▶ EXERCISE: Restate the data word for word and leave the images out.

## begin SUPPLIED INFORMATION

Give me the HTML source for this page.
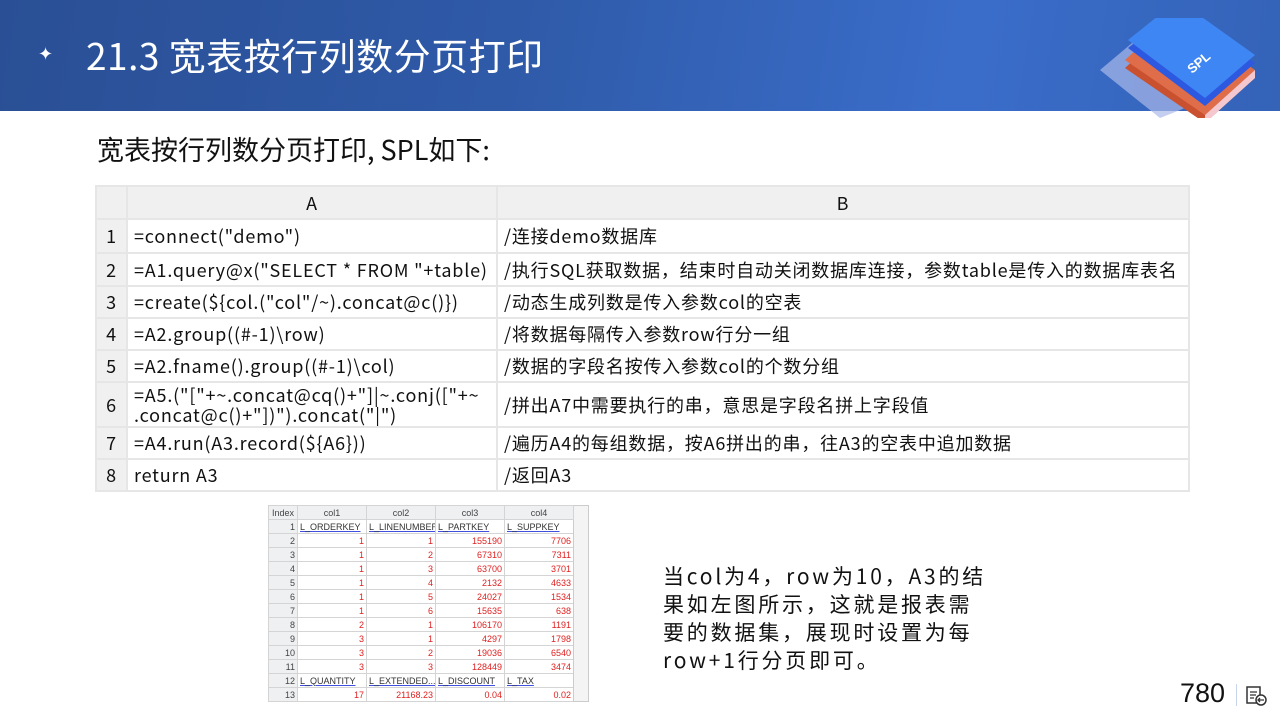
<!DOCTYPE html>
<html><head><meta charset="utf-8"><style>
*{margin:0;padding:0;box-sizing:border-box}
body{width:1280px;height:720px;overflow:hidden;background:#fff;font-family:"Liberation Sans","Noto Sans CJK SC",sans-serif;position:relative}
.hdr{position:absolute;left:0;top:0;width:1280px;height:111px;background:linear-gradient(100deg,#2a4f95 0%,#2f5aa8 40%,#3a6dca 75%,#3463b8 100%)}
.title{position:absolute;left:86px;top:27px;color:#fff;font-size:37px;font-family:"Noto Sans CJK SC",sans-serif;letter-spacing:0.5px}
.star{position:absolute;left:38px;top:44px;color:#fff;font-size:18px}
.sub{position:absolute;left:97px;top:129px;font-size:27px;font-family:"Noto Sans CJK SC",sans-serif;color:#111;letter-spacing:0}
table.c{position:absolute;left:95px;top:185px;width:1093px;table-layout:fixed;border-collapse:collapse;font-family:"Noto Sans CJK SC",sans-serif;font-size:18px;letter-spacing:0.8px;color:#111}
table.c td{border:2px solid #e6e6e6;padding:0 6px;white-space:nowrap;line-height:20px;overflow:hidden}
table.c tr.h td{background:#f0f0f0;text-align:center}
table.c td.n{background:#f0f0f0;text-align:center;padding:0}
.desc{position:absolute;left:663px;top:562px;font-size:21px;line-height:28px;font-family:"Noto Sans CJK SC",sans-serif;color:#111;width:340px;letter-spacing:2.8px}
table.s{position:absolute;left:268px;top:505px;width:320px;table-layout:fixed;border-collapse:collapse;font-size:9px;font-family:"Liberation Sans",sans-serif}
table.s td{border:1px solid #d4d4d4;height:14px;padding:0 2px;text-align:right;color:#e02020;white-space:nowrap;overflow:hidden}
table.s tr.h td{background:#eef0f2;color:#444;text-align:center}
table.s td.i{background:#eef0f2;color:#444}
table.s td.f{color:#333;text-align:left;text-decoration:underline;text-decoration-color:#4050e0}
.pg{position:absolute;left:1180px;top:678px;font-size:27px;color:#111}
</style></head><body>
<div class="hdr"></div>
<div class="star">✦</div>
<div class="title">21.3 宽表按行列数分页打印</div>
<svg style="position:absolute;left:1100px;top:18px" width="160" height="100" viewBox="0 0 160 100">
<polygon points="0,52 50,10 110,80 60,100" fill="#a9b9ea" opacity="0.7"/>
<polygon points="25,50 75,4 155,60 105,105" fill="#c9512f"/>
<polygon points="25,42 75,-4 155,52 105,97" fill="#e06d4a"/>
<polygon points="105,97 155,52 155,60 105,105" fill="#f5c8d0"/>
<polygon points="28,30 78,-10 155,45 105,88" fill="#2d58e0"/>
<polygon points="28,22 78,-18 155,37 105,80" fill="#3f86f5"/>
<text x="92" y="56" fill="#fff" font-size="13" font-weight="bold" transform="rotate(-40 92 56)">SPL</text>
</svg>
<div class="sub">宽表按行列数分页打印, SPL如下:</div>
<table class="c">
<colgroup><col style="width:31px"><col style="width:370px"><col style="width:692px"></colgroup>
<tr class="h" style="height:33px"><td></td><td>A</td><td>B</td></tr>
<tr style="height:34px"><td class="n">1</td><td>=connect("demo")</td><td>/连接demo数据库</td></tr>
<tr style="height:33px"><td class="n">2</td><td>=A1.query@x("SELECT * FROM "+table)</td><td>/执行SQL获取数据，结束时自动关闭数据库连接，参数table是传入的数据库表名</td></tr>
<tr style="height:32px"><td class="n">3</td><td>=create(${col.("col"/~).concat@c()})</td><td>/动态生成列数是传入参数col的空表</td></tr>
<tr style="height:32px"><td class="n">4</td><td>=A2.group((#-1)\row)</td><td>/将数据每隔传入参数row行分一组</td></tr>
<tr style="height:32px"><td class="n">5</td><td>=A2.fname().group((#-1)\col)</td><td>/数据的字段名按传入参数col的个数分组</td></tr>
<tr style="height:45px"><td class="n">6</td><td style="line-height:20px">=A5.("["+~.concat@cq()+"]|~.conj(["+~<br>.concat@c()+"])").concat("|")</td><td>/拼出A7中需要执行的串，意思是字段名拼上字段值</td></tr>
<tr style="height:32px"><td class="n">7</td><td>=A4.run(A3.record(${A6}))</td><td>/遍历A4的每组数据，按A6拼出的串，往A3的空表中追加数据</td></tr>
<tr style="height:32px"><td class="n">8</td><td>return A3</td><td>/返回A3</td></tr>
</table>
<table class="s">
<colgroup><col style="width:29px"><col style="width:69px"><col style="width:69px"><col style="width:69px"><col style="width:69px"><col style="width:15px"></colgroup>
<tr class="h"><td>Index</td><td>col1</td><td>col2</td><td>col3</td><td>col4</td><td rowspan="14" style="background:#f4f4f4;border-color:#ccc"></td></tr>
<tr><td class="i">1</td><td class="f">L_ORDERKEY</td><td class="f">L_LINENUMBER</td><td class="f">L_PARTKEY</td><td class="f">L_SUPPKEY</td></tr>
<tr><td class="i">2</td><td>1</td><td>1</td><td>155190</td><td>7706</td></tr>
<tr><td class="i">3</td><td>1</td><td>2</td><td>67310</td><td>7311</td></tr>
<tr><td class="i">4</td><td>1</td><td>3</td><td>63700</td><td>3701</td></tr>
<tr><td class="i">5</td><td>1</td><td>4</td><td>2132</td><td>4633</td></tr>
<tr><td class="i">6</td><td>1</td><td>5</td><td>24027</td><td>1534</td></tr>
<tr><td class="i">7</td><td>1</td><td>6</td><td>15635</td><td>638</td></tr>
<tr><td class="i">8</td><td>2</td><td>1</td><td>106170</td><td>1191</td></tr>
<tr><td class="i">9</td><td>3</td><td>1</td><td>4297</td><td>1798</td></tr>
<tr><td class="i">10</td><td>3</td><td>2</td><td>19036</td><td>6540</td></tr>
<tr><td class="i">11</td><td>3</td><td>3</td><td>128449</td><td>3474</td></tr>
<tr><td class="i">12</td><td class="f">L_QUANTITY</td><td class="f">L_EXTENDED...</td><td class="f">L_DISCOUNT</td><td class="f">L_TAX</td></tr>
<tr><td class="i">13</td><td>17</td><td>21168.23</td><td>0.04</td><td>0.02</td></tr>
</table>
<div class="desc">当col为4，row为10，A3的结<br>果如左图所示，这就是报表需<br>要的数据集，展现时设置为每<br>row+1行分页即可。</div>
<div class="pg">780</div>
<div style="position:absolute;left:1236px;top:684px;width:1px;height:22px;background:#c8d4ea"></div>
<svg style="position:absolute;left:1246px;top:686px" width="22" height="20" viewBox="0 0 22 20"><rect x="1" y="1" width="13" height="16" fill="none" stroke="#333" stroke-width="1.5"/><path d="M4 6h7M4 9h6M4 12h4" stroke="#333" stroke-width="1.3"/><circle cx="15" cy="14" r="5" fill="#fff" stroke="#333" stroke-width="1.5"/><path d="M18 14h-6M14 12l-2 2 2 2" stroke="#333" stroke-width="1.3" fill="none"/></svg>
</body></html>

## end SUPPLIED INFORMATION

▶ RESULT:
Give me the HTML source for this page.
<!DOCTYPE html>
<html><head><meta charset="utf-8"><style>
*{margin:0;padding:0;box-sizing:border-box}
body{width:1280px;height:720px;overflow:hidden;background:#fff;font-family:"Liberation Sans","Noto Sans CJK SC",sans-serif;position:relative}
.hdr{position:absolute;left:0;top:0;width:1280px;height:111px;background:linear-gradient(100deg,#2a4f95 0%,#2f5aa8 40%,#3a6dca 75%,#3463b8 100%)}
.title{position:absolute;left:86px;top:27px;color:#fff;font-size:37px;font-family:"Noto Sans CJK SC",sans-serif;letter-spacing:0.5px}
.star{position:absolute;left:38px;top:44px;color:#fff;font-size:18px}
.sub{position:absolute;left:97px;top:129px;font-size:27px;font-family:"Noto Sans CJK SC",sans-serif;color:#111;letter-spacing:0}
table.c{position:absolute;left:95px;top:185px;width:1093px;table-layout:fixed;border-collapse:collapse;font-family:"Noto Sans CJK SC",sans-serif;font-size:18px;letter-spacing:0.8px;color:#111}
table.c td{border:2px solid #e6e6e6;padding:0 6px;white-space:nowrap;line-height:20px;overflow:hidden}
table.c tr.h td{background:#f0f0f0;text-align:center}
table.c td.n{background:#f0f0f0;text-align:center;padding:0}
.desc{position:absolute;left:663px;top:562px;font-size:21px;line-height:28px;font-family:"Noto Sans CJK SC",sans-serif;color:#111;width:340px;letter-spacing:2.8px}
table.s{position:absolute;left:268px;top:505px;width:320px;table-layout:fixed;border-collapse:collapse;font-size:9px;font-family:"Liberation Sans",sans-serif}
table.s td{border:1px solid #d4d4d4;height:14px;padding:0 2px;text-align:right;color:#e02020;white-space:nowrap;overflow:hidden}
table.s tr.h td{background:#eef0f2;color:#444;text-align:center}
table.s td.i{background:#eef0f2;color:#444}
table.s td.f{color:#333;text-align:left;text-decoration:underline;text-decoration-color:#4050e0}
.pg{position:absolute;left:1180px;top:678px;font-size:27px;color:#111}
</style></head><body>
<div class="hdr"></div>
<div class="star">✦</div>
<div class="title">21.3 宽表按行列数分页打印</div>
<svg style="position:absolute;left:1100px;top:18px" width="160" height="100" viewBox="0 0 160 100">
<polygon points="0,52 50,10 110,80 60,100" fill="#a9b9ea" opacity="0.7"/>
<polygon points="25,50 75,4 155,60 105,105" fill="#c9512f"/>
<polygon points="25,42 75,-4 155,52 105,97" fill="#e06d4a"/>
<polygon points="105,97 155,52 155,60 105,105" fill="#f5c8d0"/>
<polygon points="28,30 78,-10 155,45 105,88" fill="#2d58e0"/>
<polygon points="28,22 78,-18 155,37 105,80" fill="#3f86f5"/>
<text x="92" y="56" fill="#fff" font-size="13" font-weight="bold" transform="rotate(-40 92 56)">SPL</text>
</svg>
<div class="sub">宽表按行列数分页打印, SPL如下:</div>
<table class="c">
<colgroup><col style="width:31px"><col style="width:370px"><col style="width:692px"></colgroup>
<tr class="h" style="height:33px"><td></td><td>A</td><td>B</td></tr>
<tr style="height:34px"><td class="n">1</td><td>=connect("demo")</td><td>/连接demo数据库</td></tr>
<tr style="height:33px"><td class="n">2</td><td>=A1.query@x("SELECT * FROM "+table)</td><td>/执行SQL获取数据，结束时自动关闭数据库连接，参数table是传入的数据库表名</td></tr>
<tr style="height:32px"><td class="n">3</td><td>=create(${col.("col"/~).concat@c()})</td><td>/动态生成列数是传入参数col的空表</td></tr>
<tr style="height:32px"><td class="n">4</td><td>=A2.group((#-1)\row)</td><td>/将数据每隔传入参数row行分一组</td></tr>
<tr style="height:32px"><td class="n">5</td><td>=A2.fname().group((#-1)\col)</td><td>/数据的字段名按传入参数col的个数分组</td></tr>
<tr style="height:45px"><td class="n">6</td><td style="line-height:20px">=A5.("["+~.concat@cq()+"]|~.conj(["+~<br>.concat@c()+"])").concat("|")</td><td>/拼出A7中需要执行的串，意思是字段名拼上字段值</td></tr>
<tr style="height:32px"><td class="n">7</td><td>=A4.run(A3.record(${A6}))</td><td>/遍历A4的每组数据，按A6拼出的串，往A3的空表中追加数据</td></tr>
<tr style="height:32px"><td class="n">8</td><td>return A3</td><td>/返回A3</td></tr>
</table>
<table class="s">
<colgroup><col style="width:29px"><col style="width:69px"><col style="width:69px"><col style="width:69px"><col style="width:69px"><col style="width:15px"></colgroup>
<tr class="h"><td>Index</td><td>col1</td><td>col2</td><td>col3</td><td>col4</td><td rowspan="14" style="background:#f4f4f4;border-color:#ccc"></td></tr>
<tr><td class="i">1</td><td class="f">L_ORDERKEY</td><td class="f">L_LINENUMBER</td><td class="f">L_PARTKEY</td><td class="f">L_SUPPKEY</td></tr>
<tr><td class="i">2</td><td>1</td><td>1</td><td>155190</td><td>7706</td></tr>
<tr><td class="i">3</td><td>1</td><td>2</td><td>67310</td><td>7311</td></tr>
<tr><td class="i">4</td><td>1</td><td>3</td><td>63700</td><td>3701</td></tr>
<tr><td class="i">5</td><td>1</td><td>4</td><td>2132</td><td>4633</td></tr>
<tr><td class="i">6</td><td>1</td><td>5</td><td>24027</td><td>1534</td></tr>
<tr><td class="i">7</td><td>1</td><td>6</td><td>15635</td><td>638</td></tr>
<tr><td class="i">8</td><td>2</td><td>1</td><td>106170</td><td>1191</td></tr>
<tr><td class="i">9</td><td>3</td><td>1</td><td>4297</td><td>1798</td></tr>
<tr><td class="i">10</td><td>3</td><td>2</td><td>19036</td><td>6540</td></tr>
<tr><td class="i">11</td><td>3</td><td>3</td><td>128449</td><td>3474</td></tr>
<tr><td class="i">12</td><td class="f">L_QUANTITY</td><td class="f">L_EXTENDED...</td><td class="f">L_DISCOUNT</td><td class="f">L_TAX</td></tr>
<tr><td class="i">13</td><td>17</td><td>21168.23</td><td>0.04</td><td>0.02</td></tr>
</table>
<div class="desc">当col为4，row为10，A3的结<br>果如左图所示，这就是报表需<br>要的数据集，展现时设置为每<br>row+1行分页即可。</div>
<div class="pg">780</div>
<div style="position:absolute;left:1236px;top:684px;width:1px;height:22px;background:#c8d4ea"></div>
<svg style="position:absolute;left:1246px;top:686px" width="22" height="20" viewBox="0 0 22 20"><rect x="1" y="1" width="13" height="16" fill="none" stroke="#333" stroke-width="1.5"/><path d="M4 6h7M4 9h6M4 12h4" stroke="#333" stroke-width="1.3"/><circle cx="15" cy="14" r="5" fill="#fff" stroke="#333" stroke-width="1.5"/><path d="M18 14h-6M14 12l-2 2 2 2" stroke="#333" stroke-width="1.3" fill="none"/></svg>
</body></html>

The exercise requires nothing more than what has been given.